KING: Yeah, that's right. A judge in San Francisco ruled yesterday that immigrants can apply for asylum regardless of how they enter the country. And then a judge in Washington, D.C., said it is Congress - not the White House - that sets the standard for who's granted asylum.
GREENE: And one person who's been following this is Lily Jamali from our member station KQED in San Francisco. She's a cohost of The California Report. Lily, welcome.
LILY JAMALI, BYLINE: It's good to be with you both.
GREENE: Well, let's tick through these two court decisions. First one came down in a San Francisco courtroom, right?
JAMALI: Right. So President Trump issued that proclamation just after the midterm election, back when the most recent migrant caravan hadn't yet reached the U.S.-Mexico border. And the argument is there's a crisis. People with no basis for being here are flooding the border. And so the rule the president issued tried to make it so that migrants crossing into the U.S. between official points of entry would no longer be allowed to apply for asylum.

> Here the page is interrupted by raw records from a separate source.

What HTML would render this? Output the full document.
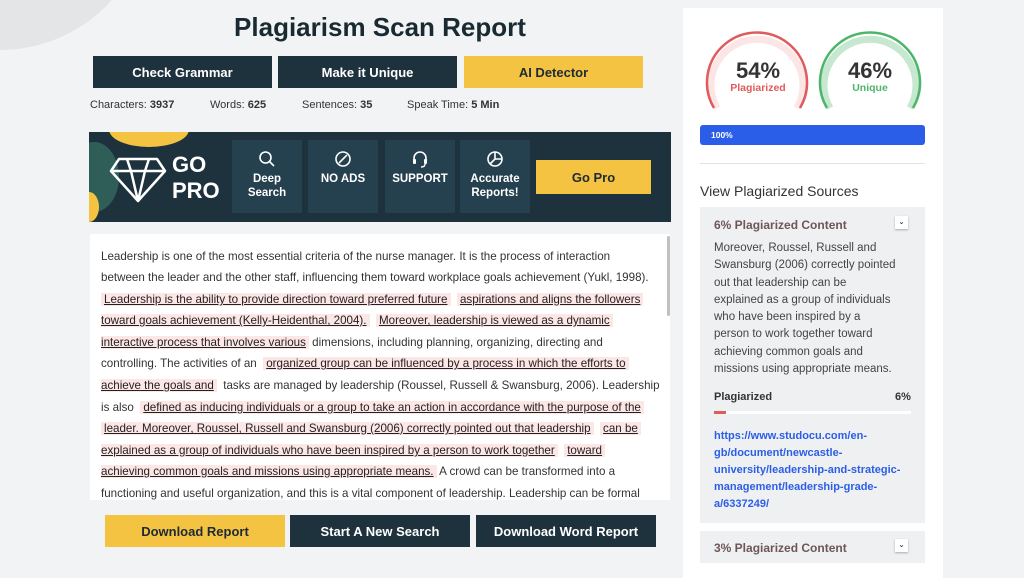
<!DOCTYPE html>
<html><head><meta charset="utf-8"><style>
*{margin:0;padding:0;box-sizing:border-box}
body{width:1024px;height:570px;overflow:hidden;background:#f2f3f5;font-family:"Liberation Sans",sans-serif;position:relative;color:#1d2b36}
.a{position:absolute}
.btn{position:absolute;display:flex;align-items:center;justify-content:center;font-weight:bold;font-size:13px;color:#fff;background:#1e323e}
.y{background:#f5c342;color:#1d2b36}
.tile{position:absolute;top:140px;width:70px;height:73px;background:#25404f;color:#fff;font-size:11.5px;font-weight:bold;text-align:center;line-height:14px}
.tile svg{display:block;margin:10px auto 4px}
.ln{position:absolute;left:101px;font-size:11.6px;color:#333;white-space:nowrap;height:21px;line-height:21px}
.h{background:#fde6e6;text-decoration:underline;color:#222;padding:0 3px}
</style></head><body>
<div class="a" style="left:-150px;top:-250px;width:300px;height:300px;border-radius:50%;background:#e4e5e7"></div>
<div class="a" style="left:0;width:760px;top:12px;text-align:center;font-size:26px;font-weight:bold;color:#1a2a33">Plagiarism Scan Report</div>
<div class="btn" style="left:93px;top:56px;width:179px;height:32px">Check Grammar</div>
<div class="btn" style="left:278px;top:56px;width:179px;height:32px">Make it Unique</div>
<div class="btn y" style="left:464px;top:56px;width:179px;height:32px">AI Detector</div>
<div class="a" style="top:99px;left:90px;font-size:11px;color:#333">Characters: <b>3937</b></div>
<div class="a" style="top:99px;left:210px;font-size:11px;color:#333">Words: <b>625</b></div>
<div class="a" style="top:99px;left:302px;font-size:11px;color:#333">Sentences: <b>35</b></div>
<div class="a" style="top:99px;left:407px;font-size:11px;color:#333">Speak Time: <b>5 Min</b></div>

<div class="a" style="left:89px;top:132px;width:582px;height:90px;background:#1e323e;overflow:hidden">
 <div class="a" style="left:20px;top:-20px;width:80px;height:35px;border-radius:50%;background:#f5c342"></div>
 <div class="a" style="left:-20px;top:10px;width:50px;height:70px;border-radius:50%;background:#2f5e58"></div>
 <div class="a" style="left:-10px;top:60px;width:20px;height:30px;border-radius:50%;background:#f5c342"></div>
 <svg class="a" style="left:20px;top:25px" width="58" height="46" viewBox="0 0 58 46"><path d="M10 2H48L56 14L29 44L2 14Z M2 14H56 M18 2L22 14L29 44L36 14L40 2" fill="none" stroke="#fff" stroke-width="2.5" stroke-linejoin="round"/></svg>
 <div class="a" style="left:83px;top:20px;color:#fff;font-weight:bold;font-size:22px;line-height:26px">GO<br>PRO</div>
</div>
<div class="tile" style="left:232px"><svg width="18" height="18" viewBox="0 0 18 18"><circle cx="7.5" cy="7.5" r="5.5" fill="none" stroke="#fff" stroke-width="1.6"/><path d="M11.5 11.5L16 16" stroke="#fff" stroke-width="1.6"/></svg>Deep<br>Search</div>
<div class="tile" style="left:308px"><svg width="18" height="18" viewBox="0 0 18 18"><circle cx="9" cy="9" r="7" fill="none" stroke="#fff" stroke-width="1.6"/><path d="M13 5L5 13" stroke="#fff" stroke-width="1.6"/></svg>NO ADS</div>
<div class="tile" style="left:385px"><svg width="18" height="18" viewBox="0 0 18 18"><path d="M3 10V8a6 6 0 0 1 12 0v2" fill="none" stroke="#fff" stroke-width="1.6"/><rect x="2" y="9" width="3" height="5" rx="1" fill="#fff"/><rect x="13" y="9" width="3" height="5" rx="1" fill="#fff"/><path d="M14 14q0 3-4 3" fill="none" stroke="#fff" stroke-width="1.4"/></svg>SUPPORT</div>
<div class="tile" style="left:460px"><svg width="18" height="18" viewBox="0 0 18 18"><circle cx="9" cy="9" r="7" fill="none" stroke="#fff" stroke-width="1.6"/><path d="M9 2V9H16M9 9L4 14" fill="none" stroke="#fff" stroke-width="1.6"/></svg>Accurate<br>Reports!</div>
<div class="btn y" style="left:536px;top:160px;width:115px;height:34px">Go Pro</div>

<div class="a" style="left:90px;top:234px;width:580px;height:266px;background:#fff"></div>
<div class="a" style="left:667px;top:236px;width:3px;height:80px;background:#c0c0c0;border-radius:2px"></div>
<div class="ln" style="top:246px">Leadership is one of the most essential criteria of the nurse manager. It is the process of interaction</div>
<div class="ln" style="top:267px">between the leader and the other staff, influencing them toward workplace goals achievement (Yukl, 1998).</div>
<div class="ln" style="top:289px"><span class="h">Leadership is the ability to provide direction toward preferred future</span>&nbsp; <span class="h">aspirations and aligns the followers</span></div>
<div class="ln" style="top:310px"><span class="h" style="padding-left:0">toward goals achievement (Kelly-Heidenthal, 2004).</span> &nbsp;<span class="h">Moreover, leadership is viewed as a dynamic</span></div>
<div class="ln" style="top:332px"><span class="h" style="padding-left:0">interactive process that involves various</span> dimensions, including planning, organizing, directing and</div>
<div class="ln" style="top:353px">controlling. The activities of an &nbsp;<span class="h">organized group can be influenced by a process in which the efforts to</span></div>
<div class="ln" style="top:375px"><span class="h" style="padding-left:0">achieve the goals and</span>&nbsp; tasks are managed by leadership (Roussel, Russell &amp; Swansburg, 2006). Leadership</div>
<div class="ln" style="top:397px">is also &nbsp;<span class="h">defined as inducing individuals or a group to take an action in accordance with the purpose of the</span></div>
<div class="ln" style="top:418px"><span class="h">leader. Moreover, Roussel, Russell and Swansburg (2006) correctly pointed out that leadership</span>&nbsp; <span class="h">can be</span></div>
<div class="ln" style="top:440px"><span class="h" style="padding-left:0">explained as a group of individuals who have been inspired by a person to work together</span>&nbsp; <span class="h">toward</span></div>
<div class="ln" style="top:461px"><span class="h" style="padding-left:0">achieving common goals and missions using appropriate means.</span> A crowd can be transformed into a</div>
<div class="ln" style="top:483px;height:17px;overflow:hidden">functioning and useful organization, and this is a vital component of leadership. Leadership can be formal</div>

<div class="btn y" style="left:105px;top:515px;width:180px;height:32px">Download Report</div>
<div class="btn" style="left:290px;top:515px;width:180px;height:32px">Start A New Search</div>
<div class="btn" style="left:476px;top:515px;width:180px;height:32px">Download Word Report</div>

<div class="a" style="left:683px;top:8px;width:260px;height:570px;background:#fff"></div>
<svg class="a" style="left:700px;top:25px" width="230" height="90" viewBox="0 0 230 90">
 <path d="M17 83A46 46 0 1 1 97 83" fill="none" stroke="#fbe5e5" stroke-width="7"/>
 <path d="M14 83A50 50 0 1 1 100 83" fill="none" stroke="#e05b5b" stroke-width="2.5"/>
 <path d="M130 83A46 46 0 1 1 210 83" fill="none" stroke="#c6e8d0" stroke-width="7"/>
 <path d="M127 83A50 50 0 1 1 213 83" fill="none" stroke="#4db56a" stroke-width="2.5"/>
</svg>
<div class="a" style="left:708px;top:58px;width:100px;text-align:center;font-size:22px;font-weight:bold;color:#333">54%</div>
<div class="a" style="left:708px;top:82px;width:100px;text-align:center;font-size:10.5px;font-weight:bold;color:#e05b5b">Plagiarized</div>
<div class="a" style="left:820px;top:58px;width:100px;text-align:center;font-size:22px;font-weight:bold;color:#333">46%</div>
<div class="a" style="left:820px;top:82px;width:100px;text-align:center;font-size:10.5px;font-weight:bold;color:#4db56a">Unique</div>
<div class="a" style="left:700px;top:125px;width:225px;height:20px;background:#2b5ee8;border-radius:3px;color:#fff;font-size:8.5px;font-weight:bold;line-height:20px;padding-left:11px">100%</div>
<div class="a" style="left:700px;top:163px;width:225px;height:1px;background:#e2e2e2"></div>
<div class="a" style="left:700px;top:183px;font-size:14px;color:#333">View Plagiarized Sources</div>
<div class="a" style="left:700px;top:207px;width:225px;height:316px;background:#eff0f2"></div>
<div class="a" style="left:714px;top:218px;font-size:12px;font-weight:bold;color:#6d5656">6% Plagiarized Content</div>
<div class="a" style="left:895px;top:216px;width:13px;height:13px;background:#fff;box-shadow:0 1px 2px #aaa;font-size:8px;text-align:center;line-height:12px">&#8964;</div>
<div class="a" style="left:714px;top:240px;width:210px;font-size:11.5px;line-height:17.3px;color:#444;white-space:nowrap">Moreover, Roussel, Russell and<br>Swansburg (2006) correctly pointed<br>out that leadership can be<br>explained as a group of individuals<br>who have been inspired by a<br>person to work together toward<br>achieving common goals and<br>missions using appropriate means.</div>
<div class="a" style="left:714px;top:391px;font-size:11px;font-weight:bold;color:#333">Plagiarized</div>
<div class="a" style="left:895px;top:391px;font-size:11px;font-weight:bold;color:#333">6%</div>
<div class="a" style="left:714px;top:411px;width:197px;height:3px;background:#fff"></div>
<div class="a" style="left:714px;top:411px;width:12px;height:3px;background:#e05b5b"></div>
<div class="a" style="left:714px;top:428px;width:200px;font-size:11px;line-height:17px;font-weight:bold;color:#2b5ee8">https://www.studocu.com/en-gb/document/newcastle-university/leadership-and-strategic-management/leadership-grade-a/6337249/</div>
<div class="a" style="left:700px;top:531px;width:225px;height:32px;background:#eff0f2"></div>
<div class="a" style="left:714px;top:541px;font-size:12px;font-weight:bold;color:#6d5656">3% Plagiarized Content</div>
<div class="a" style="left:895px;top:539px;width:13px;height:13px;background:#fff;box-shadow:0 1px 2px #aaa;font-size:8px;text-align:center;line-height:12px">&#8964;</div>
</body></html>
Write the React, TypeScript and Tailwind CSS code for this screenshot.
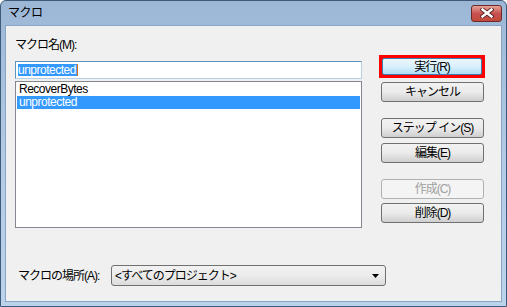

The ACLU, an immigrant rights group, said, hold on a second. This is not unchartered legal territory. Congress has specifically looked at this. It's enshrined in the law, the right for people to apply for asylum no matter how they got here.
And federal Judge Jon Tigar here in San Francisco agreed with that argument in a ruling last month. The temporary restraining order he issued then was set to expire overnight. And this most recent ruling from yesterday puts a longer-term halt, an injunction, on this policy as the case works its way through the courts.
GREENE: OK, so for now, still in place the idea that no matter where you cross, how you come into the country, you can still apply for asylum. So that's one issue. There was a separate issue that was dealt with by a judge in a courtroom in Washington, D.C. What was that?
JAMALI: That's right. And that one, it was once against again the ACLU among those filing suit against the administration in response to a policy from back in June, one that came from Jeff Sessions, who was the attorney general at the time. He said claiming to be fleeing domestic abuse or gang violence doesn't make someone eligible for asylum.
Well, yesterday a federal judge in Washington ruled that there was no legal basis for that order, that it is up to Congress and not the executive branch to decide who gets asylum.
GREENE: OK, so the Trump administration, Lily, has been - I mean, this has been part of their larger argument, that there are too many people who are crossing the border and coming into the United States illegally. What impact, practically, might this have on President Trump and his policies?
JAMALI: Well, without a doubt these are setbacks for the administration's approach on immigration. We are now up to at least four federal court decisions blocking the president's immigration crackdown. And the argument that seems to be working for the plaintiffs here isn't so much a humanitarian appeal as it is an argument about the separation of powers among the branches of our government.
The courts have been a key check on the administration's attempts to remake immigration law as we know it by executive decree. And both of these judges are saying this turf belongs to Congress. It is up to the Congress to make these laws. And if the president wants different laws, he's got to go through Congress.
GREENE: And briefly, I mean, can the administration appeal in these cases?
JAMALI: They can. So far, the White House press secretary has issued a statement calling that ruling out of Washington reckless, the one about asylum seekers fleeing gangs and domestic violence. The language in that statement makes it very clear they're going to keep on fighting on the case here in San Francisco. The administration had already asked the Supreme Court to look at Judge Tigar's first order, that temporary restraining order, which an appeals court here has backed.
GREENE: All right, Lily Jamali in San Francisco, thanks.